J’ai donc repris un morceau de Wayne Shorter, Pinocchio, qui a une longue histoire, un morceau très 80’s de Marcus Miller joué par Miles Davis dans Tutu intitulé Portia (qui est joué de manière assez synthétique, pour trancher avec les autres morceaux). J’ai utilisé un thème de Billy Cobham issu de l’album Total Eclipse, Sea of Tranquility. Et sinon, c’est de la compo. J’explique les partis pris morceau par morceau dans les pages dédiées, pour ceux que ça intéresse. 🙂
La couverture de l’album
Elle représente une plaque qui a été apposée sur la sonde Pioneer 10 ‘Voyager’, lancée en 1972 pour mieux connaître notamment Jupiter ou Saturne. Des poètes de la NASA ont conçu un message à l’attention d’une hypothétique intelligence extra-terrestre (sait-on jamais…)
Ce qui est drôle, c’est que ce message est conçu pour être compris par n’importe quelle intelligence.
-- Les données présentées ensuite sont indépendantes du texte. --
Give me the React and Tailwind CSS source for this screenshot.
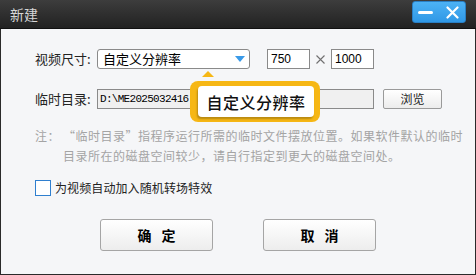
import React from "react";

const font = { fontFamily: '"Noto Sans CJK SC", "Liberation Sans", sans-serif' };

export default function App() {
  return (
    <div
      className="w-[476px] h-[275px] flex flex-col bg-[#2a2a2a] overflow-hidden"
      style={font}
    >
      {/* title bar */}
      <div className="h-[29px] flex items-start justify-between bg-gradient-to-b from-[#3d3d3d] to-[#222222] border-b border-[#111]">
        <div className="pl-[10px] pt-[5px] text-[14px] leading-[18px] text-[#d6d6d6]">新建</div>
        <div className="mr-[10px] mt-[1px] w-[54px] h-[22px] rounded-[3px] bg-gradient-to-b from-[#4cb2f5] to-[#2f98e6] border border-[#2a7fc4] flex items-center">
          <div className="ml-[5px] w-[15px] h-[3px] rounded-full bg-white"></div>
          <svg className="ml-[13px]" width="13" height="13" viewBox="0 0 13 13">
            <path d="M1.5 1.5 L11.5 11.5 M11.5 1.5 L1.5 11.5" stroke="white" strokeWidth="2.2" strokeLinecap="round" />
          </svg>
        </div>
      </div>

      {/* body */}
      <div className="relative flex-1 mx-[1px] mb-[1px] bg-[#f5f6f8] pl-[34px] flex flex-col">
        {/* row 1 */}
        <div className="mt-[20px] flex items-center h-[20px]">
          <div className="w-[62px] text-[13px] text-[#222]">视频尺寸:</div>
          <div className="w-[153px] h-[20px] rounded-[3px] border border-[#8a8a8a] bg-white flex items-center justify-between pl-[5px] pr-[4px]">
            <span className="text-[13px] leading-[18px] text-black">自定义分辨率</span>
            <svg width="10" height="6" viewBox="0 0 10 6">
              <path d="M0 0 L10 0 L5 6 Z" fill="#3a9ae8" />
            </svg>
          </div>
          <div className="ml-[17px] w-[43px] h-[20px] border border-[#8a8a8a] bg-white flex items-center pl-[3px] text-[12px] text-black" style={{ fontFamily: '"Liberation Sans", sans-serif' }}>
            750
          </div>
          <div className="w-[21px] flex justify-center">
            <svg width="9" height="9" viewBox="0 0 9 9">
              <path d="M0.5 0.5 L8.5 8.5 M8.5 0.5 L0.5 8.5" stroke="#707070" strokeWidth="1.1" />
            </svg>
          </div>
          <div className="w-[43px] h-[20px] border border-[#8a8a8a] bg-white flex items-center pl-[3px] text-[12px] text-black" style={{ fontFamily: '"Liberation Sans", sans-serif' }}>
            1000
          </div>
        </div>

        {/* row 2 */}
        <div className="mt-[20px] flex items-center h-[20px]">
          <div className="w-[62px] text-[13px] text-[#222]">临时目录:</div>
          <div className="w-[277px] h-[20px] border border-[#8a8a8a] bg-[#f0f0f0] flex items-center pl-[2px] text-[11px] tracking-[-0.7px] text-black" style={{ fontFamily: '"Liberation Mono", monospace' }}>
            D:\ME2025032416
          </div>
          <div className="ml-[9px] w-[59px] h-[20px] rounded-[2px] border border-[#9a9a9a] bg-gradient-to-b from-white to-[#ececec] flex items-center justify-center text-[12px] text-[#222]">
            浏览
          </div>
        </div>

        {/* note */}
        <div className="mt-[17px] flex text-[12px] leading-[20px] tracking-[0.5px] text-[#a4a4a4]">
          <div className="w-[28px] shrink-0">注：</div>
          <div>
            “临时目录”指程序运行所需的临时文件摆放位置。如果软件默认的临时
            <br />
            目录所在的磁盘空间较少，请自行指定到更大的磁盘空间处。
          </div>
        </div>

        {/* checkbox */}
        <div className="mt-[14px] flex items-center h-[16px]">
          <div className="w-[16px] h-[16px] border border-[#2f7fcf] bg-white"></div>
          <div className="ml-[4px] text-[12px] tracking-[0.1px] text-[#222]">为视频自动加入随机转场特效</div>
        </div>

        {/* buttons */}
        <div className="mt-[23px] ml-[65px] flex gap-[50px]">
          <div className="w-[113px] h-[32px] rounded-[3px] border border-[#a5a5a5] bg-gradient-to-b from-white to-[#ededed] flex items-center justify-center text-[14px] font-bold tracking-[10px] pl-[10px] text-black">
            确定
          </div>
          <div className="w-[113px] h-[32px] rounded-[3px] border border-[#a5a5a5] bg-gradient-to-b from-white to-[#ededed] flex items-center justify-center text-[14px] font-bold tracking-[10px] pl-[10px] text-black">
            取消
          </div>
        </div>

        {/* tooltip annotation */}
        <div className="absolute left-[201px] top-[42px] w-0 h-0 border-l-[6px] border-r-[6px] border-b-[6px] border-l-transparent border-r-transparent border-b-[#f6b715]"></div>
        <div className="absolute left-[189px] top-[52px] w-[130px] h-[41px] rounded-[8px] bg-[#f6b715] pl-[8px] pr-[6px] pt-[5px] pb-[5px]">
          <div className="w-full h-full rounded-[4px] bg-white shadow-[-1px_2px_2px_rgba(0,0,0,0.25)] flex items-center justify-center text-[16px] font-medium tracking-[0.5px] text-[#111]">
            自定义分辨率
          </div>
        </div>
      </div>
    </div>
  );
}
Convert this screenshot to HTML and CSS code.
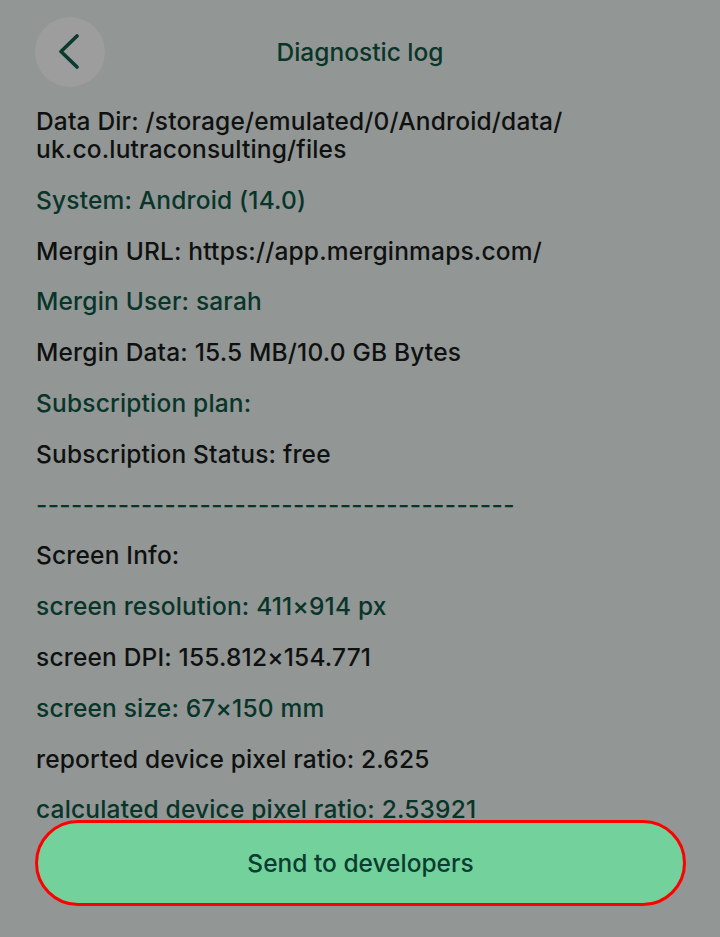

On y voit un couple d’humains représentés devant une ébauche de la capsule à l’échelle, ce qui donne une idée de leur taille. On remarque aussi la place de la Terre dans le système solaire, et la trajectoire schématique de la capsule. D’autres symboles excessivement compréhensibles ont été dessinés…
On adore les 14 pulsars au centre de la Voie Lactée (pas 15 ni 13), le délire hydrogénique en haut à gauche à la représentation universelle, et l’abécédaire de l’octet. Simple comme bonjour, tout comme le signe de paix du mec, tandis qu’Ève à côté joue la potiche avec son air désolé.
Cette plaque représente très bien, je trouve, la lutte entre l’homme et la machine. Non pas une lutte à la Terminator, mais une lutte pour savoir comment l’un se place par rapport à l’autre. On sent que les concepteurs de cette plaque, Eric Burgess, Carl Sagan et son épouse Linda, en ont vraiment chié 😀 . Je trouve que ça illustre métaphoriquement très bien la lutte pour l’expressivité en musique numérique.